Sun, 07/01/2012 - 2:18pm

I will disagree, with the generalization in this article and agree we had problems especially a lack of branch for PYSOP specifically for Officers. It hurts the Regiment (whats left) even to today.

I understand some PSYOP units are/were not up to speed, several in fact. I left theater in 2004. I am sorry to say many PSYOP units that stood up were in fact EPW units with very little tactical doctrine training or the benefit of professional (albeit) part time soldiers. They also lacked flexibility and "out of box thinking" which is a primary tool for a FOX solider. I found them led mostly by CA officers.

Further several PSYOP units were led by CA Officers with little care or understanding of PSYOP and quite frankly failed, and failed to listen to their more experienced, trained and dedicated NCO's.
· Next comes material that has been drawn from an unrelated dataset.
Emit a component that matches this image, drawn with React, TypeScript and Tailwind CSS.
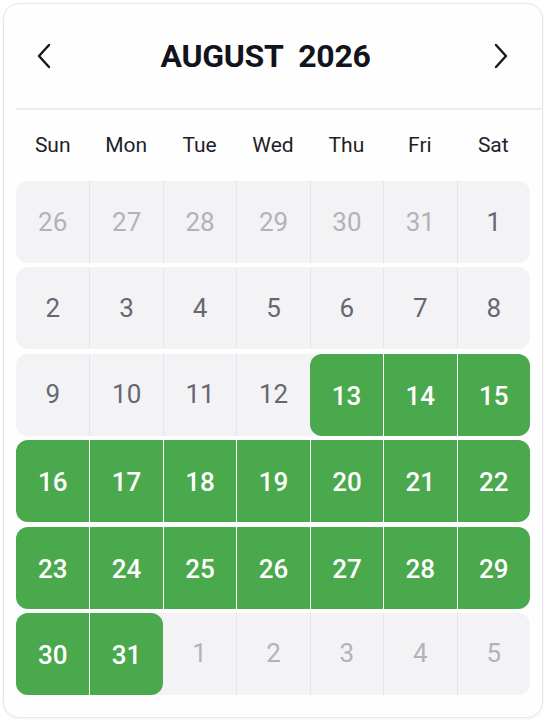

Lastly, we (PSYOP) were attempting to implement many of the issue discussed in the full article, however were thwarted by IO. Yet still having a PDD for each BN would be over kill. A company plus with PDD plus could run a 24/7 operation for all. It would require better training for all PSYOP to understand the populace. Which takes getting out of the truck first.

Regards

Maida Dzakula (not verified)

Sun, 10/17/2010 - 2:33am

Improving military effectiveness and executing effective strategies to win the global war on terrorism. Soldiers should be able to converse and persuade local on the street by bridging the cultural divide with pragmatic skills. They should learn not just foreign language, but negotiating skills, collaborative gestures, and speech acts; by increasing their behavioral repertoire we could enable them to engage natives and to wage a successful COIN.